2.Observability during development. Security is not the only thing that needs to shift left. The most successful development teams understand the importance of distributed tracing, instrumenting code as it’s being written, and owning what you’re creating.
3. Embrace service-level objectives. SLOs set reliability targets for service performance and give teams a way to supercharge their observability efforts. SLOs can alert on things monitoring alone might miss, and they can support a closer alignment between development and the business side. We think thoughtfully-created SLOs can be an observability game-changer.

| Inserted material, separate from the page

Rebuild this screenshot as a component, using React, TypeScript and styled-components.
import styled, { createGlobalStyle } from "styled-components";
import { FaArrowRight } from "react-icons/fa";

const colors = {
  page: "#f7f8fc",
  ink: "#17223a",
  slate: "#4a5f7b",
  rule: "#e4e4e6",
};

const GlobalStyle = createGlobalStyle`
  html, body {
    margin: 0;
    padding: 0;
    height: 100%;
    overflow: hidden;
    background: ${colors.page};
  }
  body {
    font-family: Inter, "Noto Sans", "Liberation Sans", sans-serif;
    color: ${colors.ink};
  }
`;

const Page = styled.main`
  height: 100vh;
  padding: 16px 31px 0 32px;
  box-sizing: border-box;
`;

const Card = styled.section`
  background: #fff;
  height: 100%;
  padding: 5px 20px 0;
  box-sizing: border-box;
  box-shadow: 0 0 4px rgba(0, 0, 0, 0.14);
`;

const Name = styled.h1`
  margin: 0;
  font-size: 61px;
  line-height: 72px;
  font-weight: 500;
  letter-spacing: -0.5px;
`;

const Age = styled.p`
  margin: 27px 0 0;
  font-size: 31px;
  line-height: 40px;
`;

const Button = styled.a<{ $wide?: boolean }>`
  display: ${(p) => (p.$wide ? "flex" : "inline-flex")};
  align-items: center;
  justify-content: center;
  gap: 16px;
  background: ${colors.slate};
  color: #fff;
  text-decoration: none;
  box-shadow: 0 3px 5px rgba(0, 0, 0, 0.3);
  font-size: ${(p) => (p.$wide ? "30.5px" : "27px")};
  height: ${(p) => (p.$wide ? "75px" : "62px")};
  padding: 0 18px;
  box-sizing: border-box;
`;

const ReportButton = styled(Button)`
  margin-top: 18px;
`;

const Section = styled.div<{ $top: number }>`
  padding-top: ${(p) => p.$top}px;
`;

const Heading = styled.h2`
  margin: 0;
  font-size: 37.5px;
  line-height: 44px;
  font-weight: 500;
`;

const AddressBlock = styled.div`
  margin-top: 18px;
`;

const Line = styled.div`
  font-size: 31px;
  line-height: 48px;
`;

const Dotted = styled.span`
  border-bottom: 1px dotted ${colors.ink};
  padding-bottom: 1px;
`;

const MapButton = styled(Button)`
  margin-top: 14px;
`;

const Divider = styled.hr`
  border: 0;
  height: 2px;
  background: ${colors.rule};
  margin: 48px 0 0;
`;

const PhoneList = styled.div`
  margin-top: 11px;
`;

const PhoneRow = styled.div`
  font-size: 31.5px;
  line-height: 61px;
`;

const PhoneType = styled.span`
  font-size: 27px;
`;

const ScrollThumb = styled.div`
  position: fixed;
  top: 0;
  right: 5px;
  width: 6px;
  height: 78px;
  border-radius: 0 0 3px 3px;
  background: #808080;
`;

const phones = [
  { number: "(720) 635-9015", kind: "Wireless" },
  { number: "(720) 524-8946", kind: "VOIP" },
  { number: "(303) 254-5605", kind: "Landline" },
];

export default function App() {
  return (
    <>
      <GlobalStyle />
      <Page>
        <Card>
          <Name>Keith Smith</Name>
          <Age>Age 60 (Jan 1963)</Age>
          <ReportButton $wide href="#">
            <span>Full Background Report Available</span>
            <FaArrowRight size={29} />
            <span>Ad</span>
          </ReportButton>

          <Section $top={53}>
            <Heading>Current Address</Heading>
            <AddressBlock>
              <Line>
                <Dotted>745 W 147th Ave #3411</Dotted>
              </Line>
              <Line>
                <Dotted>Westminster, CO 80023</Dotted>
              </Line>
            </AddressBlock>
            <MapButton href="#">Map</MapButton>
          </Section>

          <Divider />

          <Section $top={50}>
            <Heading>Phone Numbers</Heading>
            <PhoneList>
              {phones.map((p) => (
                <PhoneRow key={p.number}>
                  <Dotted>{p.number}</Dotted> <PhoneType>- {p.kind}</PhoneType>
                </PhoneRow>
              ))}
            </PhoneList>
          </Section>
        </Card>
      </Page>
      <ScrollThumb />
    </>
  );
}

4. Observe before deploys (and during and after). With practice, buy-in, and encouragement, every part of the team can learn to add observability into the process, particularly during those moments where it matters, like before deployments (meaning before customers can be impacted). Treat observability like teams treat DevSecOps: add it into every step of the way until it becomes automatic.
Conclusion
Kubernetes is a ground-breaking solution for modern software teams that need to move quickly. But in this case, speed equals complexity—so when problems arise, it can be difficult (and time-consuming) to troubleshoot them. To get the most out of Kubernetes, it is critical for teams to make it truly observable, meaning it’s easy to have access to all the data including logs, metrics, and traces.
While organizations work on a “shift left” observability culture, they can also jumpstart the process using OpenTelemetry. Containers are here to stay, so it makes sense to get ahead of this issue sooner rather than later.